All weapon systems “need to be” integrated with and serve the enterprise, he asserted. “We can’t have single-purpose systems. … We are going to lose to adversaries that are more advanced than that.”
The Air Force must also shift away from a platform focus to “the mission systems on the platform,” he said. “I’ll know we’re there when the mission systems are the ‘co-stars’” with the platforms on which they ride, Richardson said.
The acquisition system must also change the way the industry and government collaborate, he said. The old system of calendar-driven preliminary and critical design reviews and other “Big Bang deliverable” events must give way to narrower-focus, more rapid updates that take advantage of new digital tools and make speed a given.

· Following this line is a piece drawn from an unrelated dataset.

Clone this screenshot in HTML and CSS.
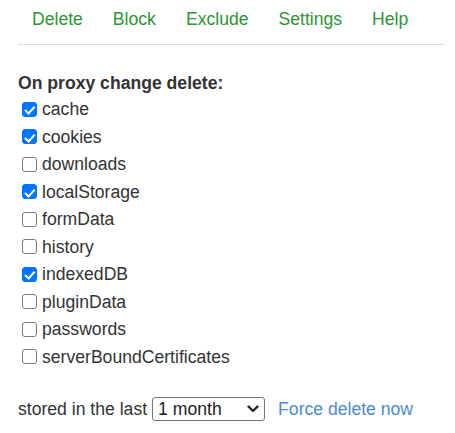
FILE: index.html
```html
<!DOCTYPE html>
<html>
<head>
<meta charset="utf-8">
<link rel="stylesheet" href="styles.css">
</head>
<body>
<nav class="nav">
  <a class="nav-item">Delete</a>
  <a class="nav-item">Block</a>
  <a class="nav-item">Exclude</a>
  <a class="nav-item">Settings</a>
  <a class="nav-item">Help</a>
</nav>
<h3 class="heading">On proxy change delete:</h3>
<div class="list">
  <label class="row"><input class="cb" type="checkbox" checked><span>cache</span></label>
  <label class="row"><input class="cb" type="checkbox" checked><span>cookies</span></label>
  <label class="row"><input class="cb" type="checkbox"><span>downloads</span></label>
  <label class="row"><input class="cb" type="checkbox" checked><span>localStorage</span></label>
  <label class="row"><input class="cb" type="checkbox"><span>formData</span></label>
  <label class="row"><input class="cb" type="checkbox"><span>history</span></label>
  <label class="row"><input class="cb" type="checkbox" checked><span>indexedDB</span></label>
  <label class="row"><input class="cb" type="checkbox"><span>pluginData</span></label>
  <label class="row"><input class="cb" type="checkbox"><span>passwords</span></label>
  <label class="row"><input class="cb" type="checkbox"><span>serverBoundCertificates</span></label>
</div>
<div class="bottom">
  <span>stored in the last</span>
  <span class="select-wrap">
    <select class="select">
      <option>1 month</option>
    </select>
    <svg class="chev" width="12" height="8" viewBox="0 0 12 8"><polyline points="1.5,1.5 6,6 10.5,1.5" fill="none" stroke="#222" stroke-width="2.4" stroke-linecap="round" stroke-linejoin="round"/></svg>
  </span>
  <a class="force">Force delete now</a>
</div>
</body>
</html>
```

FILE: styles.css
```css
html, body {
  margin: 0;
  padding: 0;
  background: #fff;
}
body {
  padding: 0 10px 0 18px;
  font-family: "Liberation Sans", Arial, sans-serif;
  font-size: 17.6px;
  color: #333;
}
.nav {
  display: flex;
  gap: 30px;
  padding: 9px 0 15px 14px;
  line-height: 20px;
  border-bottom: 1px solid #dedede;
}
.nav-item {
  color: #2f9433;
  text-decoration: none;
}
.heading {
  margin: 28px 0 0 0;
  font-size: 17.6px;
  font-weight: bold;
  line-height: 20px;
  color: #333;
}
.list {
  display: flex;
  flex-direction: column;
  margin-top: 3.2px;
}
.row {
  display: flex;
  align-items: center;
  height: 27.5px;
  line-height: 27.5px;
}
.cb {
  appearance: none;
  -webkit-appearance: none;
  position: relative;
  flex: 0 0 auto;
  box-sizing: border-box;
  width: 15px;
  height: 15px;
  margin: 0 5px 1px 4px;
  border: 1px solid #7a7a7a;
  border-radius: 3px;
  background: #fff;
}
.cb:checked {
  background: #0075ff;
  border-color: #0075ff;
}
.cb:checked::after {
  content: "";
  position: absolute;
  left: 4.2px;
  top: 1.2px;
  width: 3.6px;
  height: 7.6px;
  border: solid #fff;
  border-width: 0 2.3px 2.3px 0;
  transform: rotate(42deg);
}
.bottom {
  display: flex;
  align-items: center;
  margin-top: 25.8px;
  height: 24px;
  line-height: 24px;
}
.select-wrap {
  position: relative;
  display: inline-flex;
  margin-left: 5px;
}
.select {
  appearance: none;
  -webkit-appearance: none;
  width: 113px;
  height: 24px;
  padding: 0 0 0 5px;
  border: 1px solid #767676;
  border-radius: 3px;
  background: #fff;
  font-family: "Liberation Sans", Arial, sans-serif;
  font-size: 17.6px;
  color: #222;
}
.chev {
  position: absolute;
  left: 95px;
  top: 8px;
  pointer-events: none;
}
.force {
  margin-left: 13px;
  color: #4a8bd6;
  text-decoration: none;
}
```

“This idea of Big Bang meetings, Big Bang design reviews … where the process kind of waits until a monthly deliverable comes … is not dynamic. It’s not flexible. That needs to change.” Rather than major milestones, “you’ve been doing it all along. And these new … digital engineering tools have allowed us to do that. And they allow us to do it in different locations so we can go to different locations.”